Integration of a natural logarithmic function using substitution

Question

The function is $$\int \frac{1}{1+ \sqrt{2x}} dx$$

Using $u=1+\sqrt{2x}$, $du=\frac{1}{\sqrt{2x}}dx$. Which gives us $$\sqrt{2x}\int\frac{1}{u}du $$ The final answer of this would give $\sqrt{2x}\ln|1+\sqrt{2x}|$, but when I checked my answer the correct answer is $\sqrt{2x}-\ln|1+\sqrt{2x}|$.

Answer 1

The way you have solved the problem is wrong.

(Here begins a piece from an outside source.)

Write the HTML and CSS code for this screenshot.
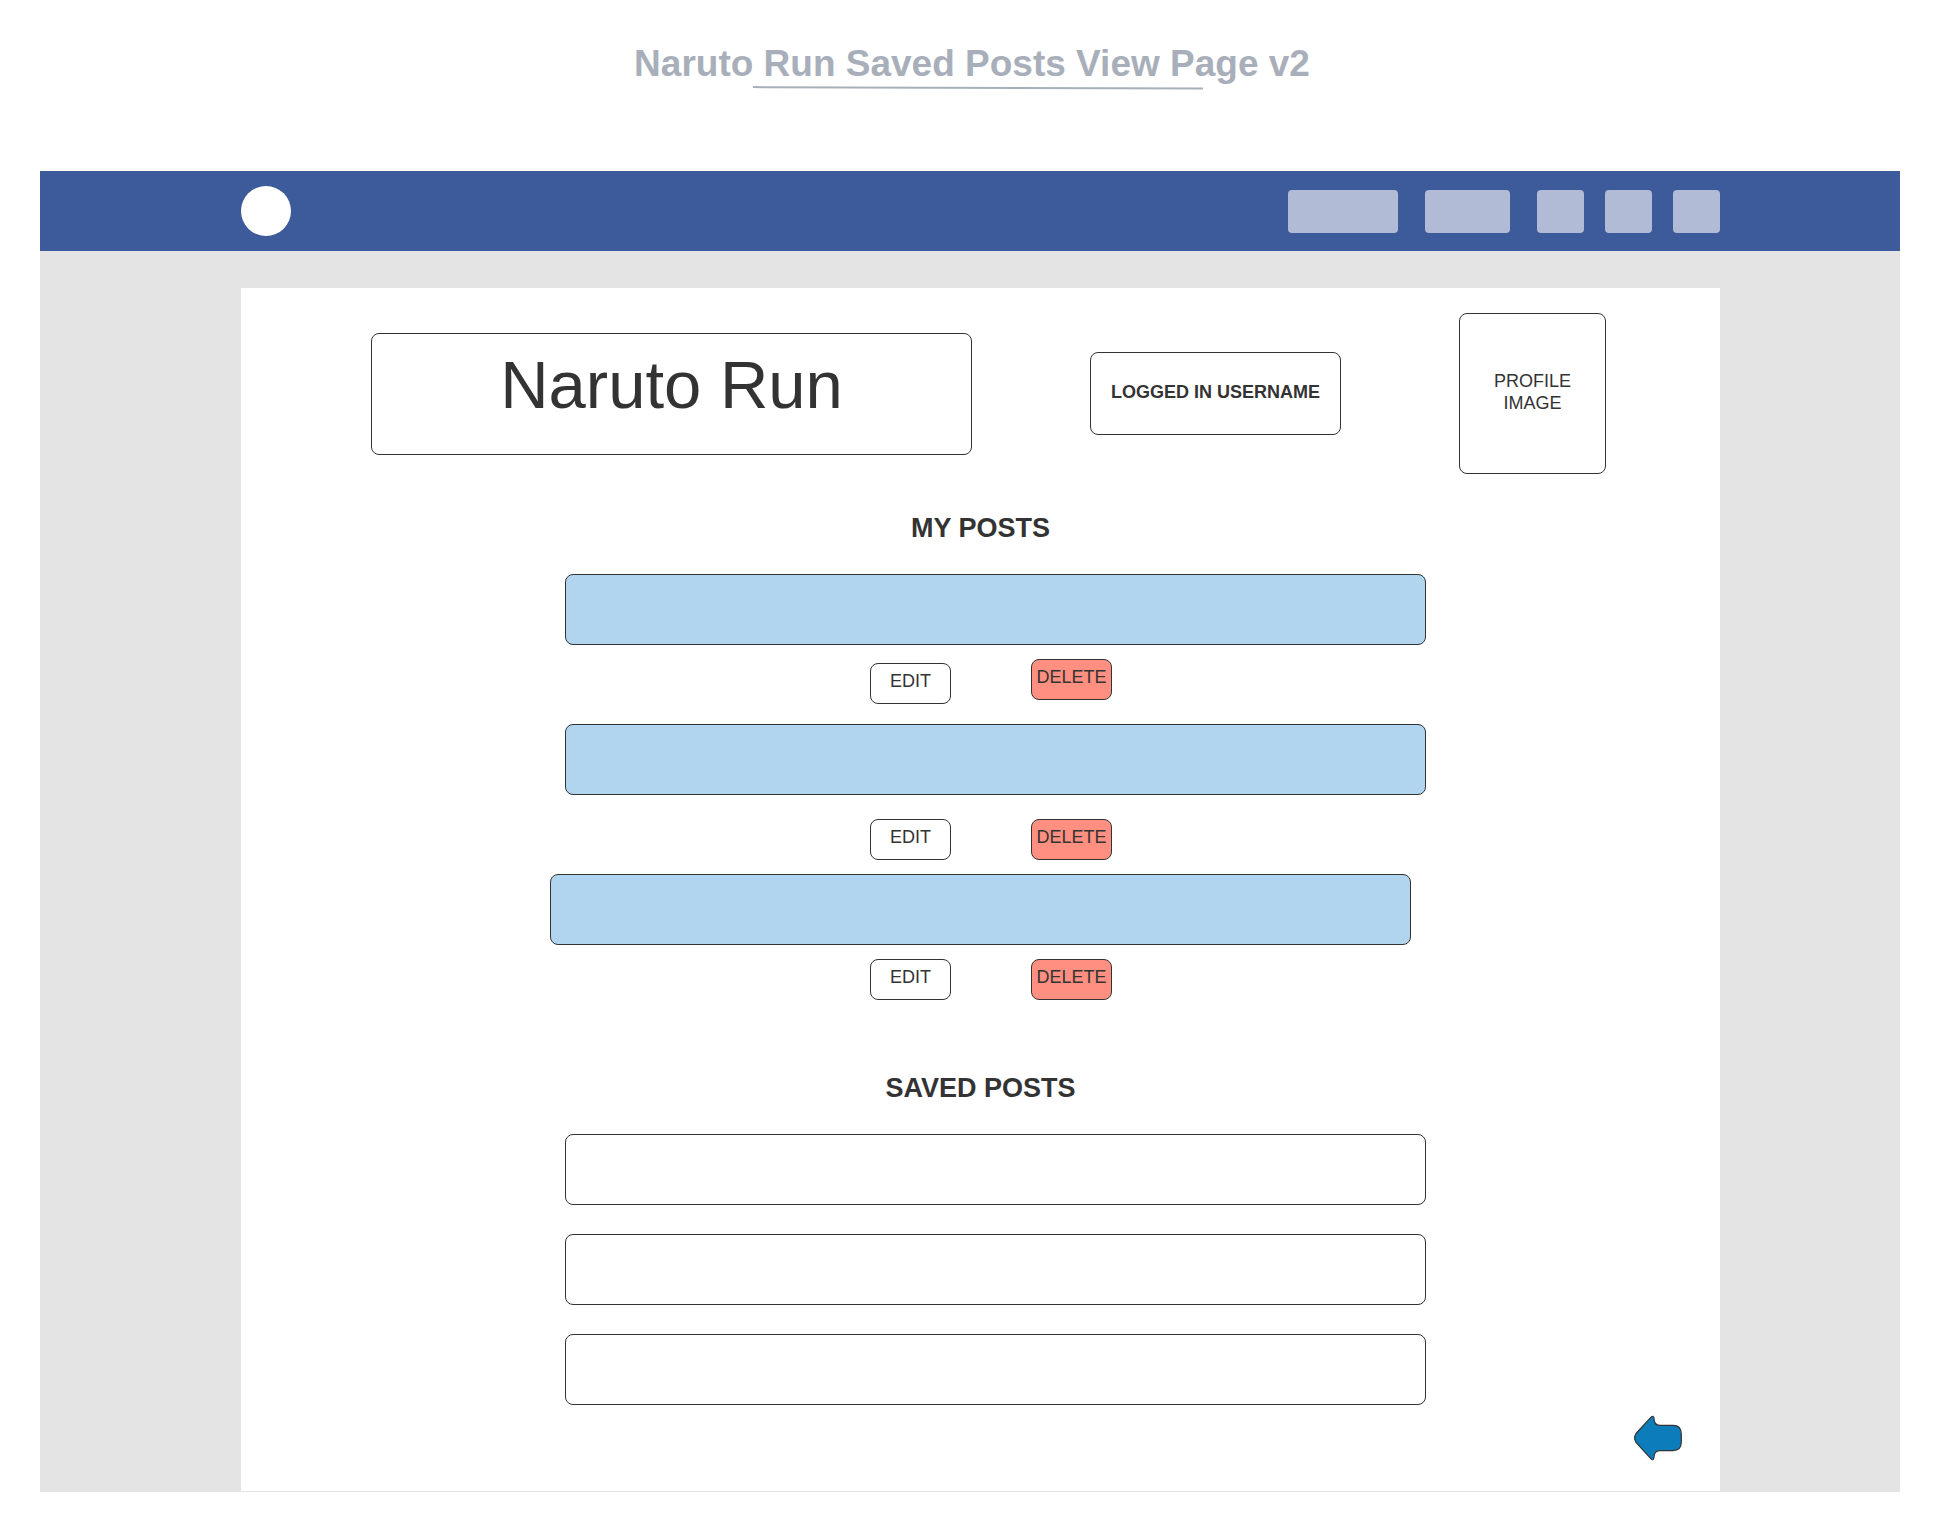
FILE: index.html
```html
<!DOCTYPE html>
<html lang="en">
<head>
<meta charset="utf-8">
<meta name="viewport" content="width=device-width, initial-scale=1">
<title>Naruto Run Saved Posts View Page v2</title>
<link rel="stylesheet" href="styles.css">
</head>
<body>
<header class="doc-header">
  <h1 class="doc-title">Naruto Run Saved Posts View Page v2</h1>
  <svg class="doc-rule" width="450" height="4" viewBox="0 0 450 4" aria-hidden="true"><path d="M0 1.1L450 2.5" stroke="#a8afba" stroke-width="2"/></svg>
</header>
<div class="frame">
  <nav class="topbar" aria-label="Main">
    <a class="logo" href="#" aria-label="Home"></a>
    <div class="topbar-links">
      <button class="chip chip-wide" type="button" aria-label="Search"></button>
      <button class="chip chip-medium" type="button" aria-label="Profile"></button>
      <div class="chip-group">
        <button class="chip" type="button" aria-label="Friends"></button>
        <button class="chip" type="button" aria-label="Messages"></button>
        <button class="chip" type="button" aria-label="Settings"></button>
      </div>
    </div>
  </nav>
  <div class="backdrop">
    <main class="panel">
      <section class="identity">
        <div class="box site-name">Naruto Run</div>
        <div class="box username">LOGGED IN USERNAME</div>
        <div class="box avatar">PROFILE<br>IMAGE</div>
      </section>

      <section class="posts">
        <h2 class="heading">MY POSTS</h2>
        <article class="box bar own"></article>
        <div class="actions staggered">
          <button class="box action" type="button">EDIT</button>
          <button class="box action delete" type="button">DELETE</button>
        </div>
        <article class="box bar own"></article>
        <div class="actions spaced">
          <button class="box action" type="button">EDIT</button>
          <button class="box action delete" type="button">DELETE</button>
        </div>
        <article class="box bar own centered"></article>
        <div class="actions">
          <button class="box action" type="button">EDIT</button>
          <button class="box action delete" type="button">DELETE</button>
        </div>
      </section>

      <section class="posts saved">
        <h2 class="heading">SAVED POSTS</h2>
        <div class="saved-list">
          <article class="box bar"></article>
          <article class="box bar"></article>
          <article class="box bar"></article>
        </div>
      </section>

      <a class="back" href="#" aria-label="Back">
        <svg width="48" height="46" viewBox="0 0 48 46" aria-hidden="true"><path d="M2 18.500L16.800 2.400Q19.400 -.2 20 3C20 8 21.500 10.300 26 10.300H39Q47.300 10.300 47.300 19V27Q47.300 35.600 39 35.600H26C21.500 35.600 20 38 20 42.500Q19.400 46.300 16.800 43.700L2 27.500Q-.7 23 2 18.500Z" fill="#0c7cba" stroke="#333" stroke-width="1.200"/></svg>
      </a>
    </main>
  </div>
</div>
</body>
</html>
```
FILE: styles.css
```css
* {
  box-sizing: border-box;
}

body {
  margin: 0;
  padding: 0 40px 40px;
  background: #fff;
  color: #333;
  font: 18px/22px "Liberation Sans", Arial, sans-serif;
}

.doc-header {
  display: flex;
  flex-direction: column;
  align-items: center;
  padding: 42px 0 81px 4px;
}

.doc-title {
  margin: 0;
  color: #a8afba;
  font-size: 37px;
  line-height: 44px;
}

.doc-rule {
  display: block;
  margin-left: 12px;
}

.topbar {
  display: flex;
  align-items: center;
  justify-content: space-between;
  height: 80px;
  padding: 0 180px 0 201px;
  background: #3d5a9b;
}

.logo {
  width: 50px;
  height: 50px;
  border-radius: 50%;
  background: #fff;
}

.topbar-links {
  display: flex;
  gap: 27px;
}

.chip-group {
  display: flex;
  gap: 21px;
}

.chip {
  width: 47px;
  height: 43px;
  padding: 0;
  border: 0;
  border-radius: 4px;
  background: #b1bbd6;
}

.chip-medium {
  width: 85px;
}

.chip-wide {
  width: 110px;
}

.backdrop {
  padding: 37px 180px 1px 201px;
  background: #e4e4e4;
}

.panel {
  display: flex;
  flex-direction: column;
  padding: 25px 0 30px;
  background: #fff;
}

.box {
  border: 1px solid #333;
  border-radius: 8px;
  background: #fff;
}

.identity {
  display: flex;
  align-items: center;
  justify-content: space-between;
  padding: 0 114px 0 130px;
}

.site-name {
  width: 601px;
  padding: 11px 0 29px;
  font-size: 67px;
  line-height: 80px;
  text-align: center;
}

.username {
  width: 251px;
  padding: 28px 0 31px;
  font-weight: bold;
  text-align: center;
}

.avatar {
  width: 147px;
  padding: 56px 0 59px;
  text-align: center;
}

.posts {
  display: flex;
  flex-direction: column;
  align-items: center;
  padding-top: 38px;
}

.saved {
  padding-top: 72px;
}

.heading {
  margin: 0 0 30px;
  font-size: 27px;
  line-height: 32px;
}

.bar {
  width: 861px;
  height: 71px;
  margin-left: 30px;
}

.own {
  background: #b1d5ef;
}

.centered {
  margin-left: 0;
}

.actions {
  display: flex;
  gap: 80px;
  padding: 14px 0 0 21px;
}

.staggered {
  height: 79px;
  padding-bottom: 20px;
  align-items: flex-end;
}

.staggered .delete {
  align-self: flex-start;
}

.spaced {
  padding: 24px 0 14px 21px;
}

.action {
  width: 81px;
  padding: 6px 0 11px;
  color: inherit;
  font: inherit;
  text-align: center;
}

.delete {
  background: #ff8f80;
}

.saved-list {
  display: flex;
  flex-direction: column;
  gap: 29px;
}

.back {
  align-self: flex-end;
  margin: 10px 38px 0 0;
}

.back svg {
  display: block;
}
```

When you make the substitution

$$u = 1+\sqrt{2x}$$

$$\implies x = \frac{(u-1)^2}{2}$$ $$\implies dx = (u-1)du$$

Therefore the integral then is:

$$\int \frac{u-1}{u} du$$ $$= u - \log(|u|) + C$$ $$= 1+\sqrt{2x} - \log(|1+\sqrt{2x}|) +C$$ $$=\sqrt{2x} - \log(|1+\sqrt{2x}|) +C'$$

Answer 2

Let $u=1+\sqrt{2x}$, then $$x=\frac{1}{2}(u-1)^2$$ and $$dx=(u-1)du$$ Therefore $$\begin{align}\int \frac{1}{1+\sqrt{2x}}dx&=\int \frac{1}{u}(u-1)du \\ &=\int \left( 1-\frac{1}{u}\right)du \\ &=u-\log |u|+c \\ &=(1+\sqrt{2x})-\log(1+\sqrt{2x})+c\end{align}$$